If you've never delved into the realm of Type Providers, get the “Provided Types” helpers from somewhere like this and read Mavvn’s blog and this blog on functional flow. This provides the framework for building your own provider.

Why Generative?

So, I started off building a simple Erased type provider. But it only got me as far as expressing node and relationship names. This was great - I got data. But I really wanted to get return types with named properties as well, so I could use it as a useful object store.

The difference between this and a Generative one is that the erased one is compiled into the user’s assembly when used and is somewhat ephemeral. A generative provider’s type has it’s own assembly, and therefore the provided types can be referenced by C#, and (importantly in my case) serialized to from JSON/XML.

From the Top

The core of the top level of the code is to compose the node labels, relationship names, node property names, and node proxy types as members of the schema type that we’re trying to provide.

let cx = connectToNeo4j()
makeType asm "Schema"
|> addMember (makeInclType "Labels"
|> addMembers ( cx.labelList |> toStaticProps ))
|> addMember (makeInclType "Rels"
|> addMembers ( cx.relList |> toStaticProps ))
|> addMember (makeInclType "Props"
|> addMembers (graphTypes cx))
|> addMember (makeInclType "Proxies"
|> addMembers (graphProxies cx))
|> addIncludedType
Lesson 1: The Provided Types API is OO and mutable-focused

I created a few simple “helpers” to mutate and pass on the type-structure (basically an apply) like addMember(s) and addIncludedType to help with the functional style.

The simple stuff : Names of things

This is the node, property, and relationship names. It’s simple because they are all implemented as a static properties that return their own name as the value, just like you find in the Getting Started tutorials.

let createStaticProp name =
ProvidedProperty(name, typeof<string>,
IsStatic = true,
GetterCode = (fun args -> <@@ name @@>))

The properties are only slightly more complex, as they are a collection of static properties named after the node that the properties are members.

let makePropContainer name =
makeIncludedType name
|> addMembers (connection.propList name |> toStaticProps)
Lesson 2: Nearly there is still valuable

At this point I was still having fun. It all compiled and worked as an erased type provider without spending a great deal of time on it — about two sessions.

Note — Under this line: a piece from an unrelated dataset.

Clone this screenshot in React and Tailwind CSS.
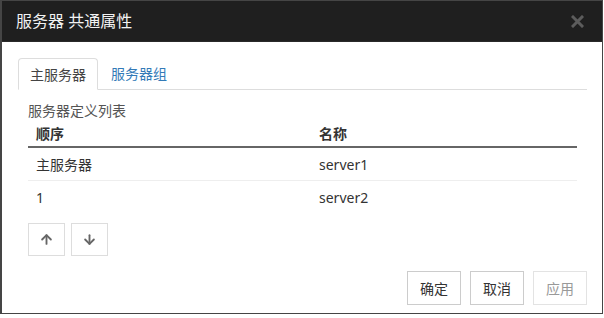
import { ArrowUp, ArrowDown } from "lucide-react";

const font = { fontFamily: '"Noto Sans", "Noto Sans CJK SC", sans-serif' };

export default function App() {
  return (
    <div className="w-[604px] h-[318px] bg-white" style={font}>
      <div className="w-[603px] h-[314px] border border-[#454545] border-l-2 flex flex-col">
        {/* title bar */}
        <div className="h-[41px] shrink-0 bg-[#1f1f1f] border-b border-[#2a2a2a] flex items-center justify-between pl-[14px] pr-[18px]">
          <span className="text-[16px] text-[#f2f2f2] leading-none">服务器 共通属性</span>
          <svg width="13" height="13" viewBox="0 0 13 13" className="mt-px">
            <path d="M2 2 L11 11 M11 2 L2 11" stroke="#5c5c5c" strokeWidth="3" strokeLinecap="square" />
          </svg>
        </div>

        <div className="flex-1 flex flex-col pl-[16px] pr-[15px] pt-[16px] pb-[8px]">
          {/* tabs */}
          <div className="flex border-b border-[#dddddd] h-[32px]">
            <div className="h-[32px] px-[11px] border border-[#dddddd] border-b-white rounded-t-[4px] bg-white flex items-center text-[14px] text-[#444] -mb-px">
              主服务器
            </div>
            <div className="h-[31px] ml-[2px] px-[11px] flex items-center text-[14px] text-[#337ab7]">服务器组</div>
          </div>

          <div className="px-[10px]">
            <div className="h-[20px] mt-[10px] flex items-center text-[14px] text-[#555]">服务器定义列表</div>

            <div className="text-[14px] text-[#333]">
              <div className="flex h-[26px] items-center border-b-2 border-[#666] font-bold box-content">
                <div className="w-[283px] pl-[8px]">顺序</div>
                <div className="pl-[8px]">名称</div>
              </div>
              <div className="flex h-[32px] items-center border-b border-[#eeeeee] box-content">
                <div className="w-[283px] pl-[8px]">主服务器</div>
                <div className="pl-[8px]">server1</div>
              </div>
              <div className="flex h-[32px] items-center">
                <div className="w-[283px] pl-[8px]">1</div>
                <div className="pl-[8px]">server2</div>
              </div>
            </div>

            <div className="flex gap-[6px] mt-[10px]">
              <button className="w-[37px] h-[33px] border border-[#dddddd] bg-white flex items-center justify-center">
                <ArrowUp size={15} strokeWidth={3} color="#666" />
              </button>
              <button className="w-[37px] h-[33px] border border-[#dddddd] bg-white flex items-center justify-center">
                <ArrowDown size={15} strokeWidth={3} color="#666" />
              </button>
            </div>
          </div>

          <div className="mt-auto flex justify-end gap-[9px]">
            <button className="w-[54px] h-[34px] border border-[#cccccc] bg-white text-[14px] text-[#333]">确定</button>
            <button className="w-[54px] h-[34px] border border-[#cccccc] bg-white text-[14px] text-[#333]">取消</button>
            <button className="w-[54px] h-[34px] border border-[#e3e3e3] bg-white text-[14px] text-[#999]">应用</button>
          </div>
        </div>
      </div>
    </div>
  );
}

I could now write a query like below:

type myPersonType = { name:string; born:int; }
db.Cypher
.Match("p", schema.Labels.Person)
.Where( "p." + schema.Props.Person.born + "=1973" )
.Return<myPersonType>("p")
.Results

… but I had to define by own type (with the property names spelled exactly right) to serialize into , or use dynamic typing.

Filling types of thin air

So, I jumped into creating erased proxy types that could be used in the Return command’s type parameter.

Of course, the properties couldn't be static as the values needed to be different for each instance. I tried a number of increasingly nasty techniques to store values such as a hidden static dictionary with a combined key of object ID and property name, with mixed results.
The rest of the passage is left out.